──────── Recorded data ────────

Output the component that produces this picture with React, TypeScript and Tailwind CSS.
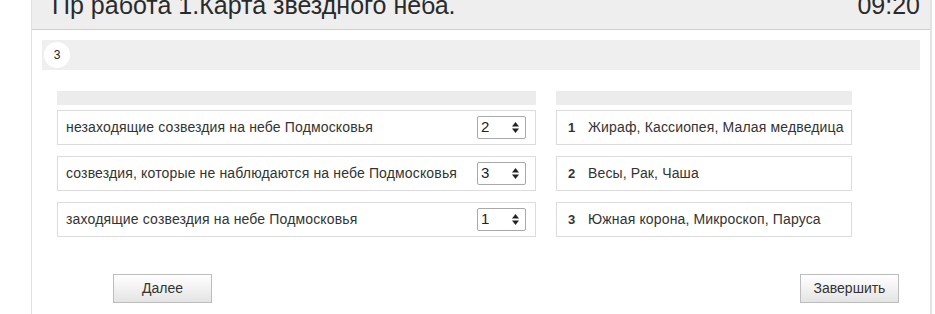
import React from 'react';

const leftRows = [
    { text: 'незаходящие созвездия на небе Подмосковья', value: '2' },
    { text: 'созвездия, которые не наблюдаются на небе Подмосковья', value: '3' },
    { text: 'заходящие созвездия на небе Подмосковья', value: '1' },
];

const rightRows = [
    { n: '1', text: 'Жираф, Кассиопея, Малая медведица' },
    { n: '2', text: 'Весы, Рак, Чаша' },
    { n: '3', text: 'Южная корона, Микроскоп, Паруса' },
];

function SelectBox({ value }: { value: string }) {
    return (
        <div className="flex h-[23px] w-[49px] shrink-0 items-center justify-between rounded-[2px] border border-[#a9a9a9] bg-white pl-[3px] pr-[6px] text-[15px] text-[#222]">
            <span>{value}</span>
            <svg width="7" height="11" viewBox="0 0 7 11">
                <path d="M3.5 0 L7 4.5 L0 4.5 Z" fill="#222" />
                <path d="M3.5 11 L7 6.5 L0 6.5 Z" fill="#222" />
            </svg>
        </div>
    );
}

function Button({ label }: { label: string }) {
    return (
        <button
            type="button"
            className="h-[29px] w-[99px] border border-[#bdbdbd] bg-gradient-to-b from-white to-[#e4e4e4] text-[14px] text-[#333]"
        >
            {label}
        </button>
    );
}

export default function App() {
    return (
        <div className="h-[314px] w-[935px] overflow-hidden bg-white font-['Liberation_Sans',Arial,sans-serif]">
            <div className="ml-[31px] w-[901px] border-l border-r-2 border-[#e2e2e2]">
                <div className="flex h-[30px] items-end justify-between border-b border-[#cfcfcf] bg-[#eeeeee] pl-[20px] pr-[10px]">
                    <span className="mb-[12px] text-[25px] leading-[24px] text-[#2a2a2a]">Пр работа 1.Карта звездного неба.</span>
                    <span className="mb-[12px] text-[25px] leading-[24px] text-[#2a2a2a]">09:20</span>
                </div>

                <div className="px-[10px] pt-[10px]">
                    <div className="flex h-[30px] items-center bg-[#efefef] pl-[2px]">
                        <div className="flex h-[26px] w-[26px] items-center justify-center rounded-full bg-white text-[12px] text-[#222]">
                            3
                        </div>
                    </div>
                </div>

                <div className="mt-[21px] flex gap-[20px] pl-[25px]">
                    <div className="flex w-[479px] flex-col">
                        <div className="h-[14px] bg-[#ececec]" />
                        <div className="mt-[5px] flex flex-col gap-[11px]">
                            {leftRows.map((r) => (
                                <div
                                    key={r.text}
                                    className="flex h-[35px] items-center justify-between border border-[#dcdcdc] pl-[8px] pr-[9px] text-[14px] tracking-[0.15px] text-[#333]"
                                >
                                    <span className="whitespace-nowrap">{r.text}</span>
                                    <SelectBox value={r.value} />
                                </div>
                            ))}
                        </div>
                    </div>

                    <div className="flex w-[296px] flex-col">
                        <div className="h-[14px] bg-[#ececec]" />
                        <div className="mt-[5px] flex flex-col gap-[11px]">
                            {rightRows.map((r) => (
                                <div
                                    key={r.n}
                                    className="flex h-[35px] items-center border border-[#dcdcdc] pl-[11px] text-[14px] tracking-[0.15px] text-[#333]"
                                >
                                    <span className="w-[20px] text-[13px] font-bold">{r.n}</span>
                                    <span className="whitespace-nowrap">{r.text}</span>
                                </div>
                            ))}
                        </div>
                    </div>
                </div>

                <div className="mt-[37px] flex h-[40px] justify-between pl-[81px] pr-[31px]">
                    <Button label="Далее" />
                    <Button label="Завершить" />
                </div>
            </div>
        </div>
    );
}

────────

Problem to work on >>
Pull out all lines of the data with the string "React".

Answer for the task >>
Output the component that produces this picture with React, TypeScript and Tailwind CSS.
import React from 'react';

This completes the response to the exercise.